◆ **WHAT YOU HAVE TO DO**: Produce an exact copy of the lines below that run from the line containing "Generate a web" to the line containing "ml-[168px] w-[354px] h-[452px]", inclusive; any picture is omitted.

◆ **PROVIDED ENTRIES**:
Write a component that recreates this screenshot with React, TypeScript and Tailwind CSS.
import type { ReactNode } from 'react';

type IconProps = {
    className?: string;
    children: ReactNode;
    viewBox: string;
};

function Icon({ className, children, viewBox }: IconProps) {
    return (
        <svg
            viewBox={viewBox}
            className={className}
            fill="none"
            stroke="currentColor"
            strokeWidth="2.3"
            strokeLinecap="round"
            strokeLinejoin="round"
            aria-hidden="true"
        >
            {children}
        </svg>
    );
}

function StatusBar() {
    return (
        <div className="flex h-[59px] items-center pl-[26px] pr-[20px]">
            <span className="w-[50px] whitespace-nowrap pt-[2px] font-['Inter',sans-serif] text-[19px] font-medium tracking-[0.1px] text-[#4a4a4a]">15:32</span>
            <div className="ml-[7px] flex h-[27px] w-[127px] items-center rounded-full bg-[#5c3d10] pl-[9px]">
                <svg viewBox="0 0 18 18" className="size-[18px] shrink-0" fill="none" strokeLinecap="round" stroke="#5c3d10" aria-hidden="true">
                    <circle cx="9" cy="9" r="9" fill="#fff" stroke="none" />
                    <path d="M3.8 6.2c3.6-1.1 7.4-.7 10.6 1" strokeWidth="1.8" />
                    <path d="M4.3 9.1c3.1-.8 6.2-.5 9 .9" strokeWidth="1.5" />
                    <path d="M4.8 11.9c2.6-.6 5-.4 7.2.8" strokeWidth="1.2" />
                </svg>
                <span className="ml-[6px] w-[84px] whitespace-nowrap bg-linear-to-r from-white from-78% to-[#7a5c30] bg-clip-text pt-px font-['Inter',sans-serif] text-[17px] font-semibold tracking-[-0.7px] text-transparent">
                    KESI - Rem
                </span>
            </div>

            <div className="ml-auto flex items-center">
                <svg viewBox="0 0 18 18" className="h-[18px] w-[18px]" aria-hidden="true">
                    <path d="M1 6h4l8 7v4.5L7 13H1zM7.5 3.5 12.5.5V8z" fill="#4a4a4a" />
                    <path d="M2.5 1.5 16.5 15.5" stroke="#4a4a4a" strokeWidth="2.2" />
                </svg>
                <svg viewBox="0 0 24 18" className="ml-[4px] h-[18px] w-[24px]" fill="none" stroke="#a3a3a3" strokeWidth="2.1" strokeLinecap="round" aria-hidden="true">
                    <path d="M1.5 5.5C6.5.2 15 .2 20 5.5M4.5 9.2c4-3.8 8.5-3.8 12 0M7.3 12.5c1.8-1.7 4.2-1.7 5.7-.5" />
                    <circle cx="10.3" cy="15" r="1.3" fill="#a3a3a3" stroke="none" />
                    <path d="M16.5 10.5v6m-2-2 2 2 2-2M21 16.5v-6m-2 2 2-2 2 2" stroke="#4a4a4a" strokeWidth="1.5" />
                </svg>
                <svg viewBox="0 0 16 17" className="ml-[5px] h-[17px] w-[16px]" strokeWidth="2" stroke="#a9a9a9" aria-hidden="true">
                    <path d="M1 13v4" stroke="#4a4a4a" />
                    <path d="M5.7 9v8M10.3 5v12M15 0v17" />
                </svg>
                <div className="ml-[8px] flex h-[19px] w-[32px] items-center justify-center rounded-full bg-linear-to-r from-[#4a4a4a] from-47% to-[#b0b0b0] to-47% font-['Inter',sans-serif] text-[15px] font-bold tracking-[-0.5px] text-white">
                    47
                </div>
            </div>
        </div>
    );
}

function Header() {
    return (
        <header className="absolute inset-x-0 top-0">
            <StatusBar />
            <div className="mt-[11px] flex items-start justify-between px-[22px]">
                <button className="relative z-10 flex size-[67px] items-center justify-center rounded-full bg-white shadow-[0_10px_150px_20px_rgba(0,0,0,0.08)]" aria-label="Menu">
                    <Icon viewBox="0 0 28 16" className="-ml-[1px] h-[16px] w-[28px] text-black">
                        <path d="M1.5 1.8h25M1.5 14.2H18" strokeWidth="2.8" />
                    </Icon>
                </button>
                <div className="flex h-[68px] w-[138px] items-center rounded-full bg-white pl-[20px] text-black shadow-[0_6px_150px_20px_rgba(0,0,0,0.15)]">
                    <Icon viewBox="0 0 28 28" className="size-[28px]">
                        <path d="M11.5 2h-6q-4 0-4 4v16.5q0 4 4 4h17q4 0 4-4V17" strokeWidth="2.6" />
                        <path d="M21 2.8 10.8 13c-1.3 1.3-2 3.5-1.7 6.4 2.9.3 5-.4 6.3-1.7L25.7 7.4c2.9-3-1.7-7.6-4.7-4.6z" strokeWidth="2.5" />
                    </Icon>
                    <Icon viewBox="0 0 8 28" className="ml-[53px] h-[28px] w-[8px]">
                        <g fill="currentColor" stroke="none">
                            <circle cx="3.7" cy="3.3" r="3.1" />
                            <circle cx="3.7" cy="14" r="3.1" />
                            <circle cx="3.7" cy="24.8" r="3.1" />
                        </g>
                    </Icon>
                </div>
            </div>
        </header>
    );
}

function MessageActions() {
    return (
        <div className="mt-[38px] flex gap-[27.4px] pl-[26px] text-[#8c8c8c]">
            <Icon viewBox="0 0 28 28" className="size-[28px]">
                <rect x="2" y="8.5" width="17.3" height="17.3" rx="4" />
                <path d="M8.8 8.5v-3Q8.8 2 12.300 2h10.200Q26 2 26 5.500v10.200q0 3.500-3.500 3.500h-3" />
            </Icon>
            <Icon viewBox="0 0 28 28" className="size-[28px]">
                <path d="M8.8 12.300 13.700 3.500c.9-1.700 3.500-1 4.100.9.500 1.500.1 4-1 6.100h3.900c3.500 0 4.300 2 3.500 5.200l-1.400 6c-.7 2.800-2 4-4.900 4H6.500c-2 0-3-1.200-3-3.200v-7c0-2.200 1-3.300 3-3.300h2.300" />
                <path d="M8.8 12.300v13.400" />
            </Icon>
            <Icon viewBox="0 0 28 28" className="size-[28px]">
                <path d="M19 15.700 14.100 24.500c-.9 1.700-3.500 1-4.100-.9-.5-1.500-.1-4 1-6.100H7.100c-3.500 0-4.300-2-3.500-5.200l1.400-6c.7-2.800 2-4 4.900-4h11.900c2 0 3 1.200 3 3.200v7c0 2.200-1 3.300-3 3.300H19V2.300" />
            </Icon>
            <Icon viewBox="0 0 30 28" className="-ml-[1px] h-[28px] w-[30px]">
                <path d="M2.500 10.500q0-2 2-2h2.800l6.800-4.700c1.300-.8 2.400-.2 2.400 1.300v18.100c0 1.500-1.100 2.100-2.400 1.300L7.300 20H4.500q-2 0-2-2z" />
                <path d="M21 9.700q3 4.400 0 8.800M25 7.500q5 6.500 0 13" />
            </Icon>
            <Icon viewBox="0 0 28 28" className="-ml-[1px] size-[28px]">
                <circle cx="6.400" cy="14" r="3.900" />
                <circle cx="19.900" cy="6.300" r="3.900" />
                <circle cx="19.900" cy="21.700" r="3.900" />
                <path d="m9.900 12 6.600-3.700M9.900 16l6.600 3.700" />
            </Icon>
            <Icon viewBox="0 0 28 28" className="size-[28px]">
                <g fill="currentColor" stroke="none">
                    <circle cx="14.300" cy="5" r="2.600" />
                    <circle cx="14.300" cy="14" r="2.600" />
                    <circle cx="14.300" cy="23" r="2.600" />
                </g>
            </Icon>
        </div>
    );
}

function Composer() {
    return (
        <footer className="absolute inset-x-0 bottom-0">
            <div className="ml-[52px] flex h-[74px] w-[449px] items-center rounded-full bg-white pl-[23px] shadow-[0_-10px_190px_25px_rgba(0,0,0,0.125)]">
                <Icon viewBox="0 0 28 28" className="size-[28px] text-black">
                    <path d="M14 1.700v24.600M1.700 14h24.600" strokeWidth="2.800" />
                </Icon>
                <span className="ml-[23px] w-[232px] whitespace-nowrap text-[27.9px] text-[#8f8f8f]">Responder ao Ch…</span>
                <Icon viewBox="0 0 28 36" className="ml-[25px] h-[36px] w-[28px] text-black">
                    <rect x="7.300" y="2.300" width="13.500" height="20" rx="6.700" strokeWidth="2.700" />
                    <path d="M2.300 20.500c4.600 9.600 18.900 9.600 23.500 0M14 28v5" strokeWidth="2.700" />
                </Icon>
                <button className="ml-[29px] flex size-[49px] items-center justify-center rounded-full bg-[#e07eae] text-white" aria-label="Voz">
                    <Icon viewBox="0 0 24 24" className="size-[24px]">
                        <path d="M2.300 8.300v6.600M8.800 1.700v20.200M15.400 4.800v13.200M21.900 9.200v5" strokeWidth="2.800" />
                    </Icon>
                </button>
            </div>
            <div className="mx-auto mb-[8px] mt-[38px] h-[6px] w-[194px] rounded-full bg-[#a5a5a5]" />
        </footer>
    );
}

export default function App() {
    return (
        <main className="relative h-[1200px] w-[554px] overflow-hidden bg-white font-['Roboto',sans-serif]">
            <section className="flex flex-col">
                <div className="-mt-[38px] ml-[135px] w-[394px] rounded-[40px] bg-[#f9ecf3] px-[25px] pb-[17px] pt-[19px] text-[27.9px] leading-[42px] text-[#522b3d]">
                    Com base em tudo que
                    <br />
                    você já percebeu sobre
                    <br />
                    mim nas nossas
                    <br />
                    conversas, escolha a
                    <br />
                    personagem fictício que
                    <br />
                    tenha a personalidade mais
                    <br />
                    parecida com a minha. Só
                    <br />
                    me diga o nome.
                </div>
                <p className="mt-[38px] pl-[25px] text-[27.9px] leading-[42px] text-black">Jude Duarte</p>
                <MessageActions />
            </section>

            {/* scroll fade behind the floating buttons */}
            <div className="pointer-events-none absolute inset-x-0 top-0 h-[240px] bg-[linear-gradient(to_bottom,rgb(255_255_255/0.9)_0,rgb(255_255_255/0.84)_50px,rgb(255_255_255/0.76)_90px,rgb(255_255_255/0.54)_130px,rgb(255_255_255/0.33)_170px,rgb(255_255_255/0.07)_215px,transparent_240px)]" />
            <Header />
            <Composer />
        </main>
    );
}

==

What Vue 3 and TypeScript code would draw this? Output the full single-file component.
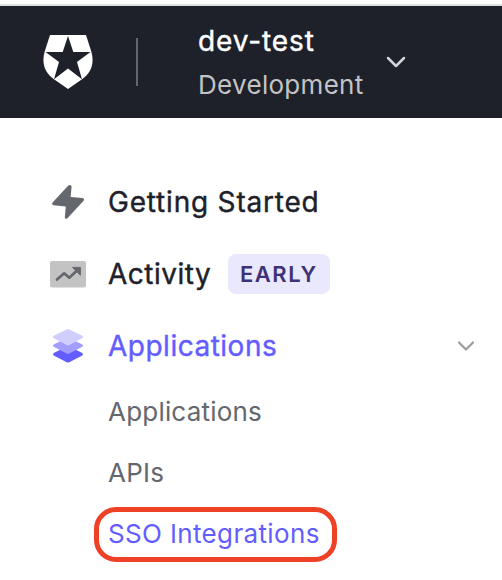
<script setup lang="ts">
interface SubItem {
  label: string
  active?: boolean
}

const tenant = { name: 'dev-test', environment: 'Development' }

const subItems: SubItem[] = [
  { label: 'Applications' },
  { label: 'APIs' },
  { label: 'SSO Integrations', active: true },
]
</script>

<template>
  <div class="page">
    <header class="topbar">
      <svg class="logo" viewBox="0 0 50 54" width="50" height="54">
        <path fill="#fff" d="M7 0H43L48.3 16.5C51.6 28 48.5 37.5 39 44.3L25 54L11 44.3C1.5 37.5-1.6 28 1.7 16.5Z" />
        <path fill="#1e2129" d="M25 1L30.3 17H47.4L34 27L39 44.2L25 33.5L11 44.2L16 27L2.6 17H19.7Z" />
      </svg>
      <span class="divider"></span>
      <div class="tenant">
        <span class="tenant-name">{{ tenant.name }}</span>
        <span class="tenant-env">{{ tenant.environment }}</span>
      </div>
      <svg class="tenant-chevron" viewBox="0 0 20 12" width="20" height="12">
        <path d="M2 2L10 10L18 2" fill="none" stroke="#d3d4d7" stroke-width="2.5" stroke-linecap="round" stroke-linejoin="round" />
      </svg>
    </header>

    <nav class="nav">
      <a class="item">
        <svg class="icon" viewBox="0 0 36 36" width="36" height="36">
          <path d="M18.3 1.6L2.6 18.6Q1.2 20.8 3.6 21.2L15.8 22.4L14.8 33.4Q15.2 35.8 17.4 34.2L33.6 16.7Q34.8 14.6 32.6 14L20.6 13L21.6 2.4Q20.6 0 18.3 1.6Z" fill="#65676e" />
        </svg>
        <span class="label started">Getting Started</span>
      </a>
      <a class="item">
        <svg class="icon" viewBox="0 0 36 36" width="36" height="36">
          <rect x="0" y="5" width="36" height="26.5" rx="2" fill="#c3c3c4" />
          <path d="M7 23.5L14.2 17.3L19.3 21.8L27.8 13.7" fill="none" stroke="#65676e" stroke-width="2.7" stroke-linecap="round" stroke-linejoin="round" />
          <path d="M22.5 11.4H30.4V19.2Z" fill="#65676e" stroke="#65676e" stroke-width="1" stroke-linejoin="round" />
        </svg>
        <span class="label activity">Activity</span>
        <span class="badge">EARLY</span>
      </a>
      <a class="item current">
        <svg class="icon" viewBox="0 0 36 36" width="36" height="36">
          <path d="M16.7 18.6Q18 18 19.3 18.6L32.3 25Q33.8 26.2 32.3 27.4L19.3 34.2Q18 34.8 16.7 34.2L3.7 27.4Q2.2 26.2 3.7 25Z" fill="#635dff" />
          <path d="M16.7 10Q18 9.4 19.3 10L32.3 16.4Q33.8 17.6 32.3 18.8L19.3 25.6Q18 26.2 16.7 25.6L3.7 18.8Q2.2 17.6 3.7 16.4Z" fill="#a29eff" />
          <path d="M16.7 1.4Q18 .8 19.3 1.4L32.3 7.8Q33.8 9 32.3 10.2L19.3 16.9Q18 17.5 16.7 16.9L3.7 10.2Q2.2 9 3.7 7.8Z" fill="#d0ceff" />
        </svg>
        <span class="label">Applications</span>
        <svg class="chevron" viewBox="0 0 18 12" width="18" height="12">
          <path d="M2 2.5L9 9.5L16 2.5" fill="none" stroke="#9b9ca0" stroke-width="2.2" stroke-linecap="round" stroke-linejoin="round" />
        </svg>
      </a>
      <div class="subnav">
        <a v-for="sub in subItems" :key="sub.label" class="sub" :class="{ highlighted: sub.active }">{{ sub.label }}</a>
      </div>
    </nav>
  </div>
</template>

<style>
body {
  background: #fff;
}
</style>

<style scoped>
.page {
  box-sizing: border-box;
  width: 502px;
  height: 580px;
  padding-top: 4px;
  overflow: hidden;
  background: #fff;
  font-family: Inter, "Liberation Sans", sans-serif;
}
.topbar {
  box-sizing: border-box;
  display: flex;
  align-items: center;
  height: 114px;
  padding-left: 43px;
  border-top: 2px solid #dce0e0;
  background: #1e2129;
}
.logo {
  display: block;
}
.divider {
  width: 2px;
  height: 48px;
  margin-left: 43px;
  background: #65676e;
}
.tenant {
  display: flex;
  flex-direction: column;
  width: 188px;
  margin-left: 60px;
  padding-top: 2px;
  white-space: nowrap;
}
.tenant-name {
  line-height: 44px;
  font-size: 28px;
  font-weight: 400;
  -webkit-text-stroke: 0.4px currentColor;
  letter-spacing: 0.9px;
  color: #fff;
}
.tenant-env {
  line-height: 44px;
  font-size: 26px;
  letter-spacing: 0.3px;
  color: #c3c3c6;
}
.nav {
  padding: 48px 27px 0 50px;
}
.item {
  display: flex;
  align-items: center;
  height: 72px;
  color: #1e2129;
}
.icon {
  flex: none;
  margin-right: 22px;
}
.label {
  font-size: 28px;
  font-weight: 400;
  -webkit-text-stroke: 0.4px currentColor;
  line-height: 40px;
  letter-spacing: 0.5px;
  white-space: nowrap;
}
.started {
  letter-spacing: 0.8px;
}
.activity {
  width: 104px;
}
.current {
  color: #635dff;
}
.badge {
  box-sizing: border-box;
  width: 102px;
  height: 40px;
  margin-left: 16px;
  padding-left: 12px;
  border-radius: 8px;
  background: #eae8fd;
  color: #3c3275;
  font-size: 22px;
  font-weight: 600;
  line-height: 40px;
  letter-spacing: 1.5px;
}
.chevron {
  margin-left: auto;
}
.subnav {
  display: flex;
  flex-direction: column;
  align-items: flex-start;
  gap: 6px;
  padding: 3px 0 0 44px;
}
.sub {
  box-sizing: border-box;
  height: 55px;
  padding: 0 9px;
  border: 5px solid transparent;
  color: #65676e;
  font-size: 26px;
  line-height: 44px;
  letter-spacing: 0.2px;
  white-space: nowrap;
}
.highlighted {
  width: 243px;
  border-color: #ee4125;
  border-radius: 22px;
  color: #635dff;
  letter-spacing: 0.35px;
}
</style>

* * *

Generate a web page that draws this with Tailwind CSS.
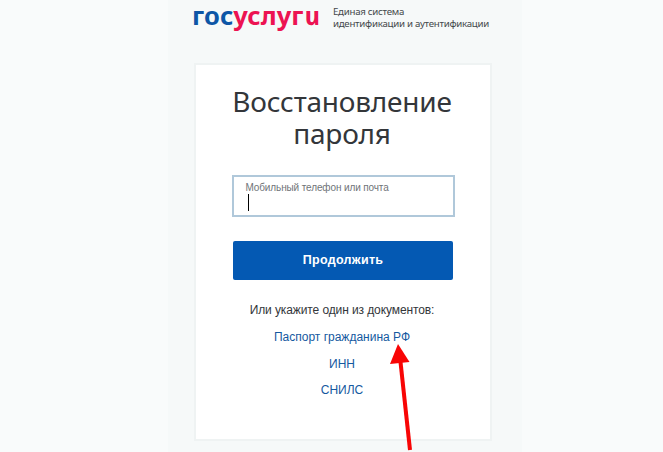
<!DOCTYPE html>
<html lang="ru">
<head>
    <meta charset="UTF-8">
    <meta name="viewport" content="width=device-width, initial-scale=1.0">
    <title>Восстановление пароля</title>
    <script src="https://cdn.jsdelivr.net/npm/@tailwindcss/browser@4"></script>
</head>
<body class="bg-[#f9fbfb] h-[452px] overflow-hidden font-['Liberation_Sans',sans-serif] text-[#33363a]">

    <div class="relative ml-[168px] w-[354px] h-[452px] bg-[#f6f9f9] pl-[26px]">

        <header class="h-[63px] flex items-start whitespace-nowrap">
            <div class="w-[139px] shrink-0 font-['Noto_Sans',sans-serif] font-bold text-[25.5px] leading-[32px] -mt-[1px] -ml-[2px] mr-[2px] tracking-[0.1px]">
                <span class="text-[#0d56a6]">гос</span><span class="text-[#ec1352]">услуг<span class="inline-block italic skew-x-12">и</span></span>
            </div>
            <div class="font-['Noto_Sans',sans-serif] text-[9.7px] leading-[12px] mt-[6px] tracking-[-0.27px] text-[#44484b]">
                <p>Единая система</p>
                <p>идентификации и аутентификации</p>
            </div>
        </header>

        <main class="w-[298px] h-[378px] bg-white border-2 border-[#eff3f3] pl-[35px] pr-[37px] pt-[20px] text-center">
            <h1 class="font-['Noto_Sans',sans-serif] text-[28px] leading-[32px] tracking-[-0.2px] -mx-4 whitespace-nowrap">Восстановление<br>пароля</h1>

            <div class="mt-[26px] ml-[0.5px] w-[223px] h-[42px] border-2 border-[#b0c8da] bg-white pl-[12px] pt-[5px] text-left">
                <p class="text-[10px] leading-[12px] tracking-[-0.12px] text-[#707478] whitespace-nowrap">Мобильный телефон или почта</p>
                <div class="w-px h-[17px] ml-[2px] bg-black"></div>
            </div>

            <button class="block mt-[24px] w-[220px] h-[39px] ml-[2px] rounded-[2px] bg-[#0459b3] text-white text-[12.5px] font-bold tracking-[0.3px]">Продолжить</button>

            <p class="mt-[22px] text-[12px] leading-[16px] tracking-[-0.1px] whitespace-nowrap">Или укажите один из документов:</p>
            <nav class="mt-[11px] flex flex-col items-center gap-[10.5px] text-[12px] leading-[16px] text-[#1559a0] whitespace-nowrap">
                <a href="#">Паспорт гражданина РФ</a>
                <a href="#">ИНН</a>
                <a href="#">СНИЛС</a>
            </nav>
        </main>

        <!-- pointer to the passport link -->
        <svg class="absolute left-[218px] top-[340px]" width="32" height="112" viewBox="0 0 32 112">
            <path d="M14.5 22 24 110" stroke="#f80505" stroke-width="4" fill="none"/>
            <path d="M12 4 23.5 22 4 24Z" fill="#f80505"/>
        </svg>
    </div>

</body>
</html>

◆ **FULL SOLUTION**:
Generate a web page that draws this with Tailwind CSS.
<!DOCTYPE html>
<html lang="ru">
<head>
    <meta charset="UTF-8">
    <meta name="viewport" content="width=device-width, initial-scale=1.0">
    <title>Восстановление пароля</title>
    <script src="https://cdn.jsdelivr.net/npm/@tailwindcss/browser@4"></script>
</head>
<body class="bg-[#f9fbfb] h-[452px] overflow-hidden font-['Liberation_Sans',sans-serif] text-[#33363a]">

    <div class="relative ml-[168px] w-[354px] h-[452px] bg-[#f6f9f9] pl-[26px]">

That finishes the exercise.